Entretanto, esta vitória custou todas anteriores conquistadas por O.J. Seus amigos, trabalhos, status e reputação foram totalmente perdidos. Ninguém mais quis se relacionar com este cara um tanto dúbio. O documentário mostra como Simpson era instável, manipulador e sedutor ao mesmo tempo, mas nunca o posicionando com uma pessoa má ou boa. Isto irá partir do próprio espectador que tem na sua mão, uma produção que pode ser considerada um exemplo de imparcialidade. Não há só o lado de Nicole Simpson sendo exposto, não é só Marcia Clark que relata o seu ponto de vista, não aparece só os lados positivos da carreira de O.J., mas há depoimentos de 99% dos envolvidos. Em Made In America, a principal proposta é analisar a vida de quem era considerado uma lenda viva para os americanos. O.J. era um cara que todos podiam se espelhar, se inspirar e se orgulhar. Ou se não era uma pessoa ligada aos esportes, já tinha assistido Simpson na televisão em algum filme, série ou simplesmente participando de algum show. Ele foi uma representatividade significativa e esperançosa para a comunidade negra que começou a se enxergar de forma positiva na mídia. Mesmo que O.J. tenha se afastado de suas origens, nunca lhe foi negado qualquer ajuda. Tanto que foi este fator que acabou o inocentando do duplo homicídio. Este se torna o segundo item que o documentário nos esclarece, de como a luta pelo fim do preconceito racial beneficiou o atleta no processo. Não se tratava de apenas prender um assassino, se tratava de uma vingança histórica em cima da justiça branca americana. Desta vez, eram os negros que finalmente viam um dos seus saindo ileso de um crime. Assim como ocorreu com os policiais que espancaram Rodney King e uma comerciante que atirou em uma adolescente pelas costas. Estes dois casos com imagens que perfeitamente denunciavam os envolvidos e mesmo assim não foram presos.
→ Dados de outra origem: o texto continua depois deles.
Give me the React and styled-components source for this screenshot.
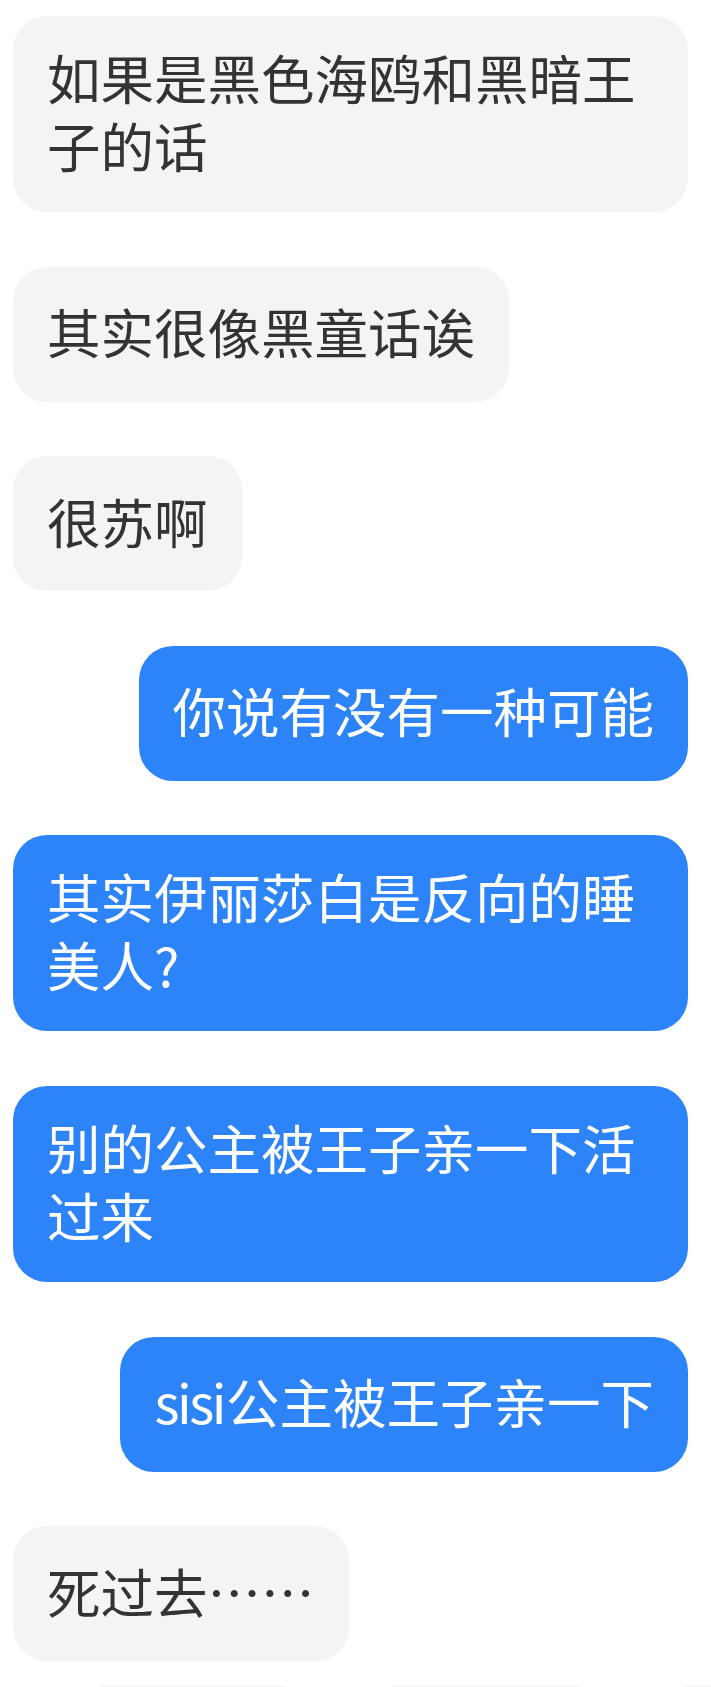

Para concluir, O.J.: Made In America possui vários elementos dignos de debates intermináveis. O diretor apresenta contextualização tanto da biografia de Simpson quanto da sociedade na época. Fatos importantíssimos para compreensão do filme e do episódio que levantou todo um país. Eldman também honra as questões raciais postas em tela sob uma narrativa muito envolvente com uma trilha climatizada num suspense básico, depoimentos chocantes e materiais inesperados. No embalo, a série American Crime Story: The People Vs. O.J. Simpson serve como um complemento ao documentário ao relatar os eventos a partir do duplo homicídio de Nicole e Ronald. Mesmo com quase oito horas de filme, você vai querer mergulhar mais e mais nesta tragédia americana.

Para quem quiser encarar esta maratona, o site da ESPN disponibilizou o documentário online.